Incentive Federation Welcomes New OSHA Clarification

An Oct. 11 memo clarifies OSHA's position that 29 CFR 1904.35(b)(1)(iv) does not prohibit workplace safety incentive programs or post-incident drug testing.

An Oct. 11 memorandum to OSHA regional administrators and state designees from Kim Stille, acting director of enforcement programs at OSHA, clarifies that the agency's position is that 29 CFR 1904.35(b)(1)(iv) does not prohibit workplace safety incentive programs or post-incident drug testing. This is significant because OSHA had taken a negative view of safety incentives under the leadership of OSHA Assistant Secretary Dr. David Michaels, who was the agency's leader during the Obama administration.

In a final rule published on May 12, 2016, OSHA amended 29 CFR 1904.35 to add a provision prohibiting employers from retaliating against employees for reporting work-related injuries or illnesses. In the preamble to the final rule and in interpretive documents, OSHA discussed how the rule could apply to action taken under workplace safety incentive programs and post-incident drug testing policies.

The Incentive Federation Inc.'s October 2018 Bulletin calls the memo "surprising and important" and quotes from a blog post about the memo by Brian Galonek, CPIM, president of All Star Incentive Marketing, who is on the federation's board of directors. Galonek explains that the prior OSHA position on safety incentive programs resulted from "hearing stories of abuses created from poorly designed programs and their reaction/overreaction to doing something about it. To be clear," he continues, "the companies that created such programs weren't trying to be malicious or subversive in creating them, they too were just looking for a safer workforce. That said, those poorly designed programs did earn the distrust they received. They often featured overly large awards (pickup trucks and trips to Hawaii) that were given in a sweepstakes type drawing to one winner. With a design like that it was no wonder that accident/injury hiding would take place."

"The bottom line is properly built safety incentive programs are created with the best intentions, do work, and benefit everyone involved," Galonek writes.

The OSHA memo supports that belief, saying that the agency "believes that many employers who implement safety incentive programs and/or conduct post-incident drug testing do so to promote workplace safety and health. In addition, evidence that the employer consistently enforces legitimate work rules (whether or not an injury or illness is reported) would demonstrate that the employer is serious about creating a culture of safety, not just the appearance of reducing rates. Action taken under a safety incentive program or post-incident drug testing policy would only violate 29 C.F.R. § 1904.35(b)(1)(iv) if the employer took the action to penalize an employee for reporting a work-related injury or illness rather than for the legitimate purpose of promoting workplace safety and health.

"Incentive programs can be an important tool to promote workplace safety and health. One type of incentive program rewards workers for reporting near-misses or hazards, and encourages involvement in a safety and health management system.

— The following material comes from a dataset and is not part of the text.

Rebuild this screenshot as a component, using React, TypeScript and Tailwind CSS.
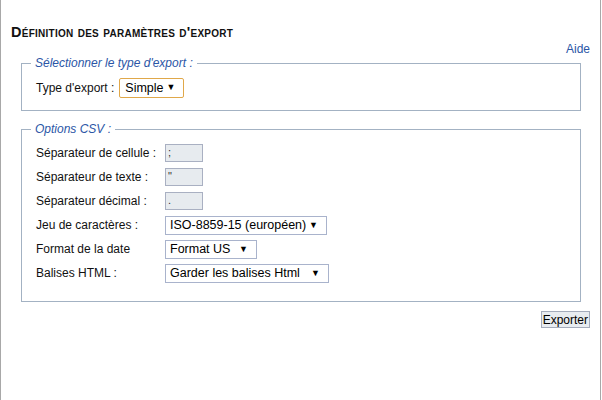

Positive action taken under this type of program is always permissible under 1904.35(b)(1)(iv). Another type of incentive program is rate-based and focuses on reducing the number of reported injuries and illnesses. This type of program typically rewards employees with a prize or bonus at the end of an injury-free month or evaluates managers based on their work unit’s lack of injuries," the memo says. "Rate-based incentive programs are also permissible under 1904.35(b)(1)(iv) as long as they are not implemented in a manner that discourages reporting. Thus, if an employer takes a negative action against an employee under a rate-based incentive program, such as withholding a prize or bonus because of a reported injury, OSHA would not cite the employer under 1904.35(b)(1)(iv) as long as the employer has implemented adequate precautions to ensure that employees feel free to report an injury or illness."

It says most instances of workplace drug testing are permissible under 1904.35(b)(1)(iv), listing these as examples of permissible drug testing:

  • Random drug testing
  • Drug testing unrelated to the reporting of a work-related injury or illness
  • Drug testing under a state workers' compensation law
  • Drug testing under other federal law, such as a U.S. Department of Transportation rule
  • Drug testing to evaluate the root cause of a workplace incident that harmed or could have harmed employees. (Here, the memo says if an employer chooses to use drug testing to investigate the incident, the employer should test all employees whose conduct could have contributed to the incident, not just employees who reported injuries.